From Pilot to Deployment

The New Mexico pilot facility represents the critical proving ground. At 1,000 tons annually, it's small enough to optimize quickly but large enough to demonstrate real-world performance. Early 2026 operations mean they'll have operational data before Orchard One breaks ground.

That sequencing matters. Investors want to see the technology work at scale before committing capital for megaton facilities. The pilot derisks Orchard One by validating capture rates, sorbent durability, energy consumption, and operational costs. Think of it as building the business case one zero at a time.

Cadieu expects to have "a handful of these projects before the end of the decade." That's ambitious but achievable with $41 million in capital, proven technology, and committed buyers. Each facility built provides more operational data, drives down costs through learning curves, and strengthens the business case for the next project.

What Success Looks Like

If Spiritus hits its targets, the implications extend far beyond one company's success. Direct air capture becomes a scalable tool for addressing legacy emissions, not just an expensive proof of concept. Hard-to-abate sectors get a practical path to net-zero. And oil majors like Aramco gain a credible decarbonization strategy while continuing to serve energy markets.

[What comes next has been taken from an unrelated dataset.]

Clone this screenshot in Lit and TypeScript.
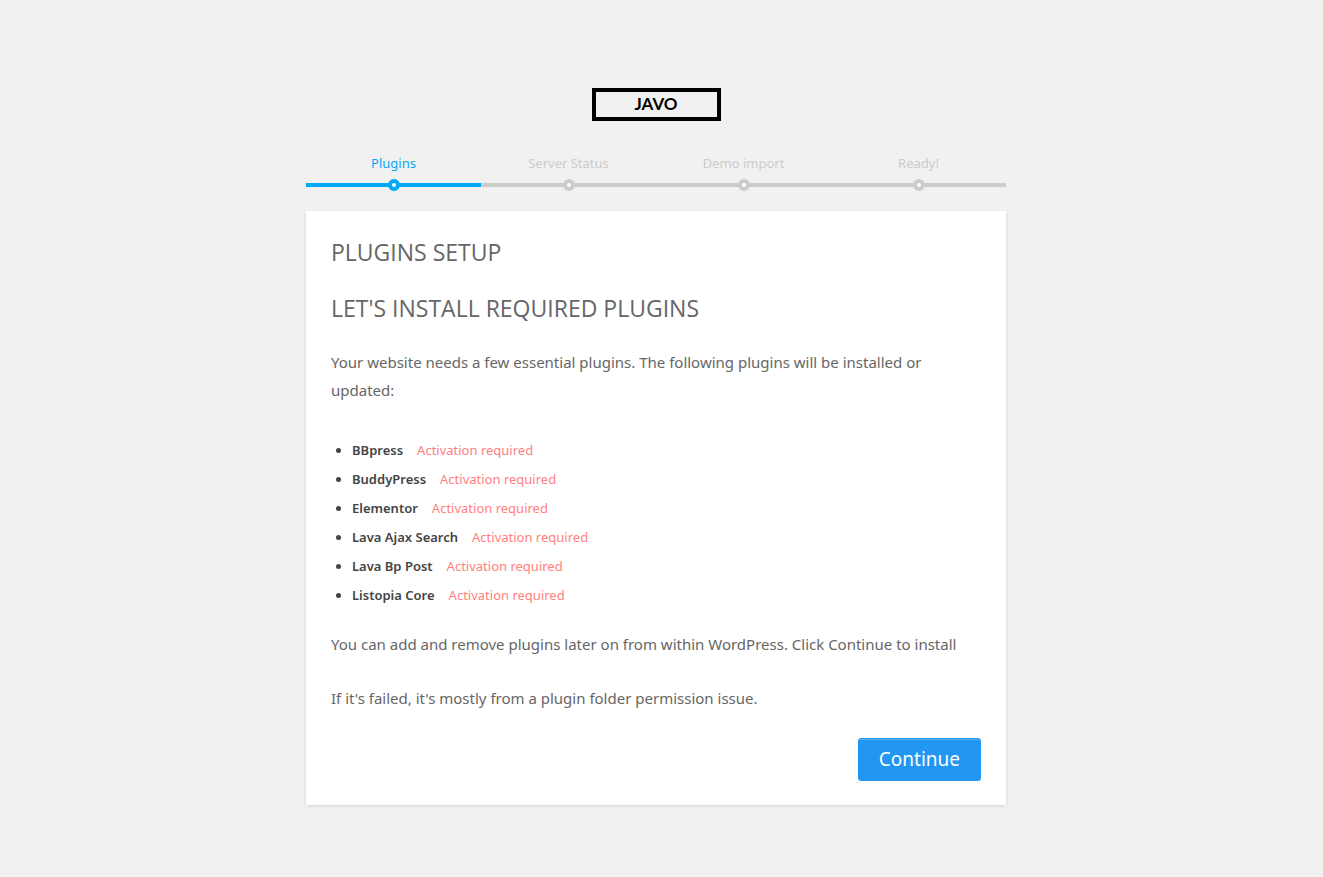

The Wyoming facility alone will remove CO2 equivalent to taking 340,000 pickup trucks off the road annually. Scale that across multiple sites and the impact becomes material. More importantly, sub-$100 costs enable entirely new applications, from carbon-neutral fuel production to direct offset programs for industries that can't electrify.

Competition in the DAC space is heating up, with multiple approaches competing for market share. That's healthy. Different technologies will serve different niches, and the market is large enough for multiple winners. Spiritus bet on passive collection and low-temperature desorption as the path to cost leadership. Now they have the capital and partnerships to find out if they're right.